Coined Quantum Walks on Complex Networks for Quantum Computers

We propose a quantum circuit design for implementing coined quantum walks on complex networks. In complex networks, the coin and shift operators depend on the varying degrees of the nodes, which makes circuit construction more challenging than for regular graphs. To address this issue, we use a dual-register encoding. This approach enables a simplified shift operator and reduces the resource overhead compared to previous methods. We implement the circuit using Qmod, a high-level quantum programming language, and evaluated the performance through numerical simulations on Erd\H{o}s–R\'enyi, Watts–Strogatz, and Barab\'asi–Albert models.
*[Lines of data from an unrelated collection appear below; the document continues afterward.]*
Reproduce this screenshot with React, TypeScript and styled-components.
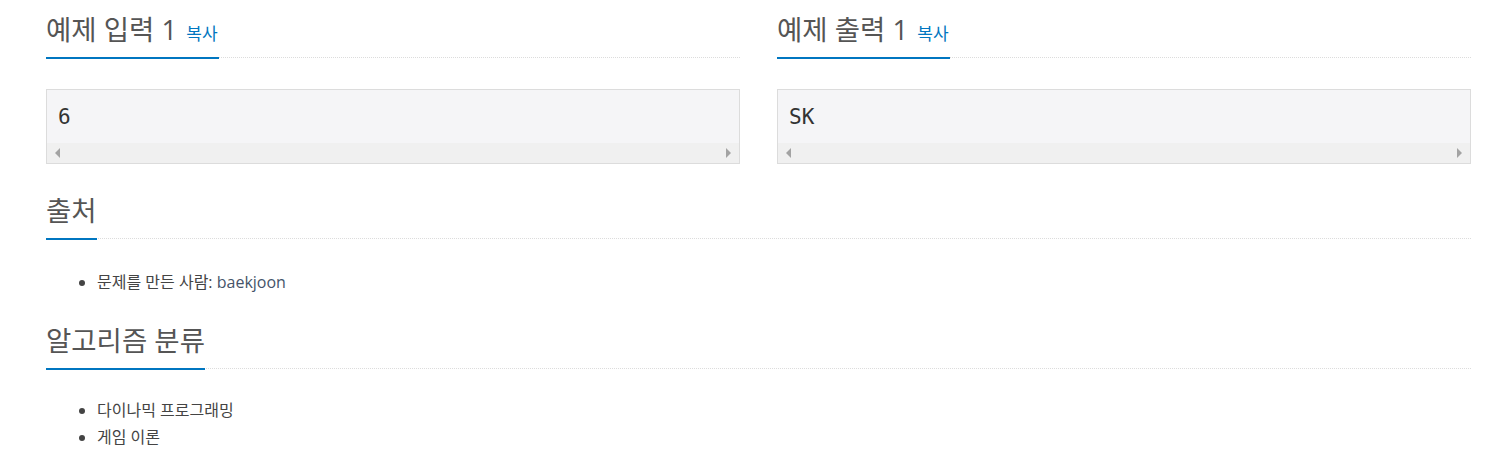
import React from "react";
import styled, { createGlobalStyle } from "styled-components";

const GlobalStyle = createGlobalStyle`
  html, body {
    margin: 0;
    padding: 0;
    background: #fff;
  }
  body {
    font-family: "Open Sans", "Noto Sans CJK KR", sans-serif;
    color: #444;
  }
`;

const Page = styled.div`
  padding: 15px 30px 0 46px;
`;

const Row = styled.div`
  display: grid;
  grid-template-columns: 1fr 1fr;
  column-gap: 37px;
`;

const Section = styled.section<{ $top?: number }>`
  margin-top: ${(p) => p.$top ?? 0}px;
`;

const Headline = styled.div`
  display: flex;
  align-items: flex-end;
  border-bottom: 1px dotted #dcdcdc;
`;

const Title = styled.h2`
  margin: 0 0 -2px 0;
  padding: 0 0 12px 0;
  font-size: 27.5px;
  line-height: 30px;
  font-weight: 400;
  color: #555;
  border-bottom: 2px solid #0076c0;
  white-space: nowrap;
`;

const CopyButton = styled.button`
  border: 0;
  background: none;
  padding: 0 1px 0 0;
  margin-left: 2px;
  font-family: "Open Sans", "Noto Sans CJK KR", sans-serif;
  font-size: 17px;
  color: #0076c0;
  cursor: pointer;
  vertical-align: baseline;
`;

const SampleBox = styled.div`
  margin-top: 31px;
  background: #f5f5f7;
  border: 1px solid #dcdcdc;
`;

const SampleData = styled.pre`
  margin: 0;
  padding: 14px 11px 13px;
  font-family: "DejaVu Sans Mono", monospace;
  font-size: 21px;
  line-height: 26px;
  color: #333;
  overflow: hidden;
`;

const ScrollTrack = styled.div`
  height: 20px;
  background: #f0f0f0;
  display: flex;
  align-items: center;
  justify-content: space-between;
  padding: 0 8px;
`;

const Arrow = styled.span<{ $dir: "left" | "right" }>`
  width: 0;
  height: 0;
  border-top: 5px solid transparent;
  border-bottom: 5px solid transparent;
  ${(p) =>
    p.$dir === "left"
      ? "border-right: 5px solid #a3a3a3;"
      : "border-left: 5px solid #a3a3a3;"}
`;

const List = styled.ul<{ $top: number }>`
  margin: ${(p) => p.$top}px 0 0 0;
  padding-left: 51px;
  font-size: 16px;
  line-height: 27px;
  color: #444;
`;

const UserLink = styled.a`
  color: #45546a;
  text-decoration: none;
`;

function Sample({ value }: { value: string }) {
  return (
    <SampleBox>
      <SampleData>{value}</SampleData>
      <ScrollTrack>
        <Arrow $dir="left" />
        <Arrow $dir="right" />
      </ScrollTrack>
    </SampleBox>
  );
}

export default function App() {
  return (
    <>
      <GlobalStyle />
      <Page>
        <Row>
          <Section>
            <Headline>
              <Title>
                예제 입력 1 <CopyButton type="button">복사</CopyButton>
              </Title>
            </Headline>
            <Sample value="6" />
          </Section>
          <Section>
            <Headline>
              <Title>
                예제 출력 1 <CopyButton type="button">복사</CopyButton>
              </Title>
            </Headline>
            <Sample value="SK" />
          </Section>
        </Row>
        <Section $top={32}>
          <Headline>
            <Title>출처</Title>
          </Headline>
          <List $top={30}>
            <li>
              문제를 만든 사람: <UserLink href="#">baekjoon</UserLink>
            </li>
          </List>
        </Section>
        <Section $top={30}>
          <Headline>
            <Title>알고리즘 분류</Title>
          </Headline>
          <List $top={28}>
            <li>다이나믹 프로그래밍</li>
            <li>게임 이론</li>
          </List>
        </Section>
      </Page>
    </>
  );
}
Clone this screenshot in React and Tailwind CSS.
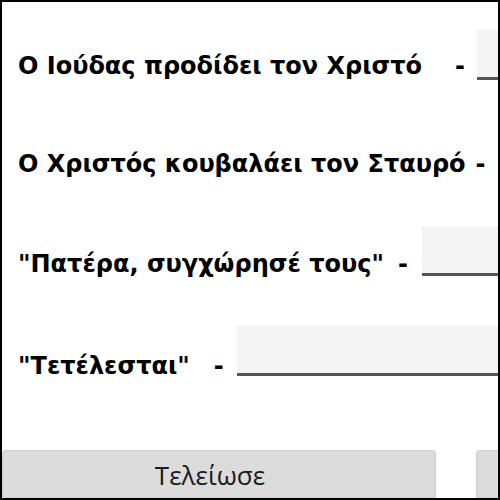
export default function App() {
  const rows = [
    { text: 'Ο Ιούδας προδίδει τον Χριστό', dashGap: 'ml-[33px]', inputGap: 'ml-[12px]', mt: 'mt-[28px]', mb: 'mb-[2px]' },
    { text: 'Ο Χριστός κουβαλάει τον Σταυρό', dashGap: 'ml-[10px]', inputGap: 'ml-[14px]', mt: 'mt-[48px]', mb: 'mb-[2px]' },
    { text: '"Πατέρα, συγχώρησέ τους"', dashGap: 'ml-[14px]', inputGap: 'ml-[14px]', mt: 'mt-[48px]', mb: 'mb-[0px]' },
    { text: '"Τετέλεσται"', dashGap: 'ml-[24px]', inputGap: 'ml-[13px]', mt: 'mt-[50px]', mb: 'mb-[-2px]' },
  ]

  return (
    <div className="w-[500px] h-[500px] border-2 border-black bg-white overflow-hidden flex flex-col">
      {rows.map((r) => (
        <div key={r.text} className={`${r.mt} flex items-end h-[50px] pl-[16px] whitespace-nowrap`}>
          <span className={`${r.mb} font-['DejaVu_Sans',sans-serif] font-bold text-[24px] text-black leading-none`}>
            {r.text}
          </span>
          <span className={`${r.dashGap} ${r.mb} font-['DejaVu_Sans',sans-serif] font-bold text-[24px] text-black leading-none`}>-</span>
          <div className={`${r.inputGap} h-[50px] w-[300px] shrink-0 bg-[#f4f4f4] border-b-[3px] border-[#555]`} />
        </div>
      ))}
      <div className="mt-auto flex gap-[40px] h-[48px]">
        <button className="w-[434px] shrink-0 h-full bg-[#dcdcdc] border border-[#d0d0d0] rounded-t-[3px] font-['Open_Sans',sans-serif] text-[26px] text-[#1a1a1a] pr-[18px] pt-[2px]">
          Τελείωσε
        </button>
        <div className="w-[100px] shrink-0 h-full bg-[#dcdcdc] border border-[#d0d0d0] rounded-t-[3px]" />
      </div>
    </div>
  )
}
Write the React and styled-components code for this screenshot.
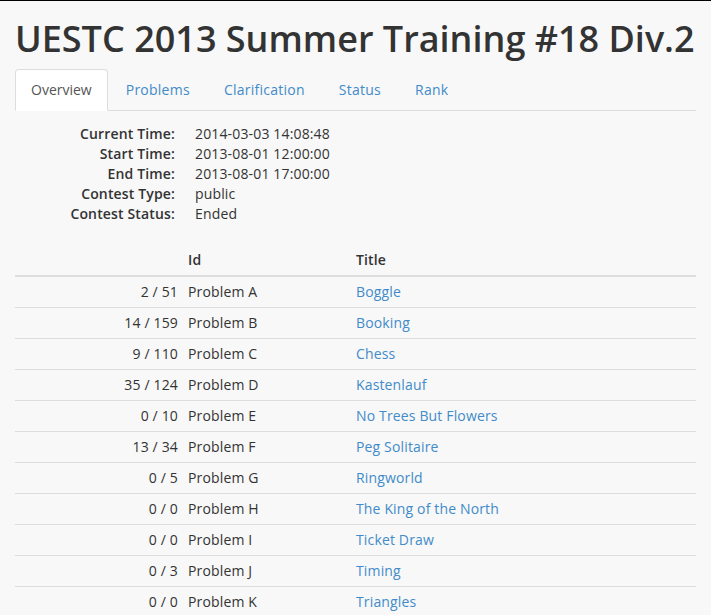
import React from "react";
import styled, { createGlobalStyle } from "styled-components";

const Global = createGlobalStyle`
  html, body { margin: 0; padding: 0; background: #f8f8f8; }
  body {
    font-family: "Open Sans", "Liberation Sans", sans-serif;
    font-size: 14px;
    line-height: 20px;
    letter-spacing: 0.15px;
    color: #333;
  }
`;

const TopRule = styled.div`
  height: 1px;
  background: #000;
`;

const Container = styled.div`
  padding: 0 15px;
`;

const Title = styled.h1`
  margin: 18px 0 10px;
  font-size: 36px;
  font-weight: 600;
  line-height: 40px;
  color: #333;
  letter-spacing: 0;
`;

const Tabs = styled.ul`
  display: flex;
  list-style: none;
  margin: 0;
  padding: 0;
  border-bottom: 1px solid #ddd;
`;

const Tab = styled.li`
  margin-right: 2px;
  margin-bottom: -1px;
`;

const TabLink = styled.a`
  display: block;
  padding: 10px 15px;
  line-height: 20px;
  letter-spacing: ${(p) => (p.$active ? "0" : "0.25px")};
  border: 1px solid ${(p) => (p.$active ? "#ddd" : "transparent")};
  border-bottom-color: transparent;
  border-radius: 4px 4px 0 0;
  background: ${(p) => (p.$active ? "#fff" : "transparent")};
  color: ${(p) => (p.$active ? "#555" : "#428bca")};
  text-decoration: none;
`;

const Info = styled.dl`
  display: grid;
  grid-template-columns: 160px 1fr;
  column-gap: 20px;
  margin: 13px 0 21px;
`;

const Label = styled.dt`
  text-align: right;
  font-weight: 600;
`;

const Value = styled.dd`
  margin: 0;
`;

const Table = styled.table`
  width: 100%;
  border-collapse: collapse;
  border-spacing: 0;
`;

const Th = styled.th`
  padding: 5px;
  text-align: ${(p) => (p.$right ? "right" : "left")};
  font-weight: 600;
  border-bottom: 2px solid #ddd;
  line-height: 20px;
`;

const Td = styled.td`
  padding: 5px;
  line-height: 20px;
  border-top: 1px solid #ddd;
  text-align: ${(p) => (p.$right ? "right" : "left")};
`;

const Link = styled.a`
  color: #428bca;
  text-decoration: none;
`;

const tabs = ["Overview", "Problems", "Clarification", "Status", "Rank"];

const info = [
  ["Current Time:", "2014-03-03 14:08:48"],
  ["Start Time:", "2013-08-01 12:00:00"],
  ["End Time:", "2013-08-01 17:00:00"],
  ["Contest Type:", "public"],
  ["Contest Status:", "Ended"],
];

const problems = [
  ["2 / 51", "A", "Boggle"],
  ["14 / 159", "B", "Booking"],
  ["9 / 110", "C", "Chess"],
  ["35 / 124", "D", "Kastenlauf"],
  ["0 / 10", "E", "No Trees But Flowers"],
  ["13 / 34", "F", "Peg Solitaire"],
  ["0 / 5", "G", "Ringworld"],
  ["0 / 0", "H", "The King of the North"],
  ["0 / 0", "I", "Ticket Draw"],
  ["0 / 3", "J", "Timing"],
  ["0 / 0", "K", "Triangles"],
];

export default function App() {
  return (
    <>
      <Global />
      <TopRule />
      <Container>
        <Title>UESTC 2013 Summer Training #18 Div.2</Title>
        <Tabs>
          {tabs.map((t, i) => (
            <Tab key={t}>
              <TabLink href="#" $active={i === 0}>
                {t}
              </TabLink>
            </Tab>
          ))}
        </Tabs>
        <Info>
          {info.map(([k, v]) => (
            <React.Fragment key={k}>
              <Label>{k}</Label>
              <Value>{v}</Value>
            </React.Fragment>
          ))}
        </Info>
        <Table>
          <colgroup>
            <col style={{ width: 168 }} />
            <col style={{ width: 168 }} />
            <col />
          </colgroup>
          <thead>
            <tr>
              <Th $right></Th>
              <Th>Id</Th>
              <Th>Title</Th>
            </tr>
          </thead>
          <tbody>
            {problems.map(([s, id, title]) => (
              <tr key={id}>
                <Td $right>{s}</Td>
                <Td>Problem {id}</Td>
                <Td>
                  <Link href="#">{title}</Link>
                </Td>
              </tr>
            ))}
          </tbody>
        </Table>
      </Container>
    </>
  );
}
The results show that the circuit depth scales as approximately $N^{1.9}$ regardless of the network topology. Furthermore, we execute the proposed circuits on the \texttt{ibm\_torino} superconducting quantum processor for Watts–Strogatz models with $N=4$ and $N=8$. The experiments show that hardware-aware optimization slightly improved the $L_1$ distance for the larger graph, whereas connectivity constraints imposed overhead for the smaller one. These results indicate that while current NISQ devices are limited to small-scale validations, the polynomial scaling of our framework makes it suitable for larger-scale implementations in the early fault-tolerant quantum computing era.